* Aim
Everything in the data should be repeated exactly, save for the images.

* Recorded data
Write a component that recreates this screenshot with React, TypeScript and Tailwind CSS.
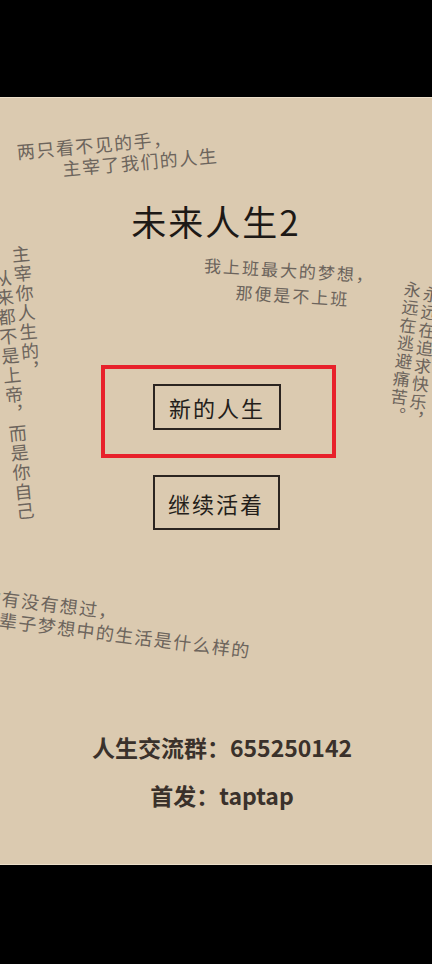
const ink = "text-[#6c645c] whitespace-nowrap";
const vertical = "[writing-mode:vertical-rl]";

function MenuButton({ label, className }: { label: string; className: string }) {
  return (
    <button
      type="button"
      className={`flex items-center justify-center border-2 border-[#2b2420] text-[22px] leading-none tracking-[2px] text-[#241e1a] ${className}`}
    >
      {label}
    </button>
  );
}

export default function App() {
  return (
    <div className="flex h-[964px] w-[432px] flex-col bg-black font-['Noto_Sans_CJK_SC','Noto_Sans',sans-serif]">
      <div className="h-[97px] shrink-0" />

      <main className="relative flex h-[768px] w-full shrink-0 flex-col items-center overflow-hidden border-y border-[#ecdfca] bg-[#dbcab0]">
        {/* scattered quotes */}
        <div className={`absolute left-[16px] top-[43px] origin-top-left -rotate-5 text-[18px] leading-[21px] tracking-[1.5px] ${ink}`}>
          <div>两只看不见的手，</div>
          <div className="pl-[44px]">主宰了我们的人生</div>
        </div>

        <div className={`absolute left-[205px] top-[154px] origin-top-left rotate-[3.5deg] text-[17px] leading-[25px] tracking-[2px] ${ink}`}>
          <div>我上班最大的梦想，</div>
          <div className="pl-[33px]">那便是不上班</div>
        </div>

        <div className={`absolute left-[10px] top-[148px] origin-top-left -rotate-[5.5deg] text-[18px] leading-[19px] tracking-[1.5px] ${vertical} ${ink}`}>
          主宰你人生的，
        </div>
        <div className={`absolute left-[-8px] top-[172px] origin-top-left -rotate-[5.5deg] text-[18px] leading-[19px] tracking-[1.5px] ${vertical} ${ink}`}>
          从来都不是上帝，而是你自己
        </div>

        <div className={`absolute left-[404px] top-[182px] origin-top-left rotate-[7deg] text-[17px] leading-[19px] tracking-[1px] ${vertical} ${ink}`}>
          永远在逃避痛苦。
        </div>
        <div className={`absolute left-[423px] top-[187px] origin-top-left rotate-[7deg] text-[17px] leading-[19px] tracking-[1px] ${vertical} ${ink}`}>
          永远在追求快乐，
        </div>

        <div className={`absolute left-[-16px] top-[486px] origin-top-left rotate-[7deg] text-[18px] leading-[22px] tracking-[1.5px] ${ink}`}>
          <div>你有没有想过，</div>
          <div>这辈子梦想中的生活是什么样的</div>
        </div>

        {/* title + menu */}
        <h1 className="mt-[105px] text-[35px] font-normal leading-none tracking-[2px] text-[#1d1916]">未来人生2</h1>

        <div className="ml-[5px] mt-[127px] border-4 border-[#e8212b] pb-[24px] pl-[48px] pr-[51px] pt-[15px]">
          <MenuButton label="新的人生" className="h-[46px] w-[128px]" />
        </div>

        <MenuButton label="继续活着" className="mt-[17px] h-[55px] w-[127px]" />

        <p className="ml-[12px] mt-[206px] text-[23px] font-bold leading-none text-[#3a312b]">人生交流群：655250142</p>
        <p className="ml-[12px] mt-[25px] text-[23px] font-bold leading-none text-[#3a312b]">首发：taptap</p>
      </main>

      <div className="flex-1" />
    </div>
  );
}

* Result
Write a component that recreates this screenshot with React, TypeScript and Tailwind CSS.
const ink = "text-[#6c645c] whitespace-nowrap";
const vertical = "[writing-mode:vertical-rl]";

function MenuButton({ label, className }: { label: string; className: string }) {
  return (
    <button
      type="button"
      className={`flex items-center justify-center border-2 border-[#2b2420] text-[22px] leading-none tracking-[2px] text-[#241e1a] ${className}`}
    >
      {label}
    </button>
  );
}

export default function App() {
  return (
    <div className="flex h-[964px] w-[432px] flex-col bg-black font-['Noto_Sans_CJK_SC','Noto_Sans',sans-serif]">
      <div className="h-[97px] shrink-0" />

      <main className="relative flex h-[768px] w-full shrink-0 flex-col items-center overflow-hidden border-y border-[#ecdfca] bg-[#dbcab0]">
        {/* scattered quotes */}
        <div className={`absolute left-[16px] top-[43px] origin-top-left -rotate-5 text-[18px] leading-[21px] tracking-[1.5px] ${ink}`}>
          <div>两只看不见的手，</div>
          <div className="pl-[44px]">主宰了我们的人生</div>
        </div>

        <div className={`absolute left-[205px] top-[154px] origin-top-left rotate-[3.5deg] text-[17px] leading-[25px] tracking-[2px] ${ink}`}>
          <div>我上班最大的梦想，</div>
          <div className="pl-[33px]">那便是不上班</div>
        </div>

        <div className={`absolute left-[10px] top-[148px] origin-top-left -rotate-[5.5deg] text-[18px] leading-[19px] tracking-[1.5px] ${vertical} ${ink}`}>
          主宰你人生的，
        </div>
        <div className={`absolute left-[-8px] top-[172px] origin-top-left -rotate-[5.5deg] text-[18px] leading-[19px] tracking-[1.5px] ${vertical} ${ink}`}>
          从来都不是上帝，而是你自己
        </div>

        <div className={`absolute left-[404px] top-[182px] origin-top-left rotate-[7deg] text-[17px] leading-[19px] tracking-[1px] ${vertical} ${ink}`}>
          永远在逃避痛苦。
        </div>
        <div className={`absolute left-[423px] top-[187px] origin-top-left rotate-[7deg] text-[17px] leading-[19px] tracking-[1px] ${vertical} ${ink}`}>
          永远在追求快乐，
        </div>

        <div className={`absolute left-[-16px] top-[486px] origin-top-left rotate-[7deg] text-[18px] leading-[22px] tracking-[1.5px] ${ink}`}>
          <div>你有没有想过，</div>
          <div>这辈子梦想中的生活是什么样的</div>
        </div>

        {/* title + menu */}
        <h1 className="mt-[105px] text-[35px] font-normal leading-none tracking-[2px] text-[#1d1916]">未来人生2</h1>

        <div className="ml-[5px] mt-[127px] border-4 border-[#e8212b] pb-[24px] pl-[48px] pr-[51px] pt-[15px]">
          <MenuButton label="新的人生" className="h-[46px] w-[128px]" />
        </div>

        <MenuButton label="继续活着" className="mt-[17px] h-[55px] w-[127px]" />

        <p className="ml-[12px] mt-[206px] text-[23px] font-bold leading-none text-[#3a312b]">人生交流群：655250142</p>
        <p className="ml-[12px] mt-[25px] text-[23px] font-bold leading-none text-[#3a312b]">首发：taptap</p>
      </main>

      <div className="flex-1" />
    </div>
  );
}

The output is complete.